THIS year is the start of our National Reading Decade (Dekad Membaca Kebangsaan) 2021-2030, a programme aimed at transforming Malaysia into a reading nation by 2030. Its long-haul target is to achieve 25% active readership among Malaysians.
In this contemporary and fast-paced life with so many pursuits competing for our time and attention, why should we read? In school, we were told by our teachers that we should read to increase knowledge and make better use of our free time.
But the reality is most students in schools and institutions of higher learning read just to pass exams and get good grades. And chances are, after completing their education, they would be too busy with their work and other commitments to have time to read.

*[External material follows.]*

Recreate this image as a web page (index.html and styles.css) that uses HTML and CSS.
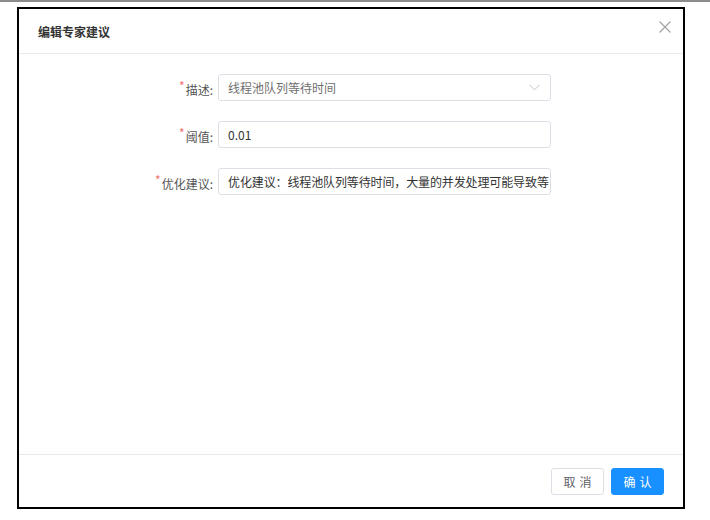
FILE: index.html
```html
<!DOCTYPE html>
<html lang="zh">
<head>
  <meta charset="UTF-8">
  <title>编辑专家建议</title>
  <link rel="stylesheet" href="styles.css">
</head>
<body>
<div class="topbar"></div>
<div class="dialog">
  <div class="dialog-header">
    <span class="title">编辑专家建议</span>
    <span class="close">
      <svg width="12" height="12" viewBox="0 0 12 12"><path d="M0.5 0.5L11.5 11.5M11.5 0.5L0.5 11.5" stroke="#a0a0a0" stroke-width="1.1" fill="none"/></svg>
    </span>
  </div>
  <div class="dialog-body">
    <div class="form">
      <div class="row">
        <label class="label required">描述:</label>
        <div class="input select">
          <span class="value muted">线程池队列等待时间</span>
          <svg class="arrow" width="11" height="7" viewBox="0 0 11 7"><path d="M0.5 0.8L5.5 5.8L10.5 0.8" stroke="#c0c4cc" stroke-width="1" fill="none"/></svg>
        </div>
      </div>
      <div class="row">
        <label class="label required">阈值:</label>
        <div class="input"><span class="value">0.01</span></div>
      </div>
      <div class="row">
        <label class="label required">优化建议:</label>
        <div class="input long"><span class="value">优化建议：线程池队列等待时间，大量的并发处理可能导致等</span></div>
      </div>
    </div>
  </div>
  <div class="dialog-footer">
    <button class="btn">取消</button>
    <button class="btn primary">确认</button>
  </div>
</div>
</body>
</html>
```

FILE: styles.css
```css
*{margin: 0;padding: 0;box-sizing: border-box;}
body{
  width: 710px;
  height: 520px;
  background: #fff;
  font-family: "Noto Sans CJK SC", "Liberation Sans", sans-serif;
  font-size: 12px;
  color: #333;
}
.topbar{
  height: 2px;
  background: #8c8c8c;
}

/* 弹窗 */
.dialog{
  width: 668px;
  height: 502px;
  margin: 5px 0 0 17px;
  border: 2px solid #000;
  display: flex;
  flex-direction: column;
}
.dialog-header{
  height: 45px;
  padding: 0 12px 0 19px;
  border-bottom: 1px solid #e9e9e9;
  display: flex;
  align-items: center;
  justify-content: space-between;
}
.title{
  font-size: 12px;
  font-weight: bold;
  color: #333;
  padding-top: 1px;
}
.close{
  display: flex;
  margin-top: -8px;
}

/* 表单 */
.dialog-body{
  flex: 1;
  padding-top: 20px;
}
.form{
  display: flex;
  flex-direction: column;
  gap: 20px;
}
.row{
  display: flex;
  align-items: center;
  height: 27px;
}
.label{
  width: 199px;
  text-align: right;
  padding-right: 5px;
  color: #555;
  font-size: 12px;
}
.required::before{
  content: '*';
  color: #f56c6c;
  font-size: 12px;
  vertical-align: 4px;
  margin-right: 1px;
}
.input{
  width: 333px;
  height: 27px;
  border: 1px solid #dcdfe6;
  border-radius: 3px;
  padding: 0 9px;
  display: flex;
  align-items: center;
  overflow: hidden;
}
.input.long{
  padding-right: 0;
}
.value{
  white-space: nowrap;
  color: #333;
  font-size: 12px;
}
.input.long .value{
  letter-spacing: -0.12px;
}
.value.muted{
  color: #707070;
}
.select{
  justify-content: space-between;
}
.arrow{
  margin-right: 1px;
}

/* 底部按钮 */
.dialog-footer{
  height: 53px;
  border-top: 1px solid #e9e9e9;
  display: flex;
  justify-content: flex-end;
  align-items: center;
  gap: 7px;
  padding: 0 19px 0 0;
}
.btn{
  width: 53px;
  height: 27px;
  border: 1px solid #dcdfe6;
  border-radius: 3px;
  background: #fff;
  color: #606266;
  font-family: "Noto Sans CJK SC", "Liberation Sans", sans-serif;
  font-size: 12px;
  letter-spacing: 4px;
  text-indent: 4px;
}
.btn.primary{
  background: #1890ff;
  border-color: #1890ff;
  color: #fff;
}
```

If they do read, it would most probably be on topics related to their profession to enhance their expertise or authority in their respective fields. The sad truth is we seldom read to broaden our general knowledge.
Clearly, there are many benefits of reading. When we read, we explore our thoughts to understand the writer’s views. Reading also feeds curiosity, which in turn feeds reading, leading to new ideas, connections and discoveries. A strong reading culture can build a great nation.
But in the face of the Covid-19 pandemic, the activities planned for the National Reading Decade programme, which include setting up networks and projects to encourage reading at certain key areas such as schools, higher learning institutions, libraries, public interest places, community centres, shopping centres, public transport and hospitals may need to be repackaged.
Perhaps the government can provide more incentives for the purchase of reading materials, such as higher tax rebates for books and magazines, including the electronic versions.
Public libraries could build on their e-catalogues or expand their collections and possibly consider lending by post. Universities can open up their online libraries for the public.
Acknowledging the access gap between rural and urban areas, more community libraries should be set up in smaller towns and villages. Used books can be donated to these libraries.
Certainly, even with the current challenges, reading cannot stop and access to books should not be a privilege.
So, what books do you have in mind for reading this year? There are certainly plenty to read.
And how about donating books for others to read? You will never know what can happen.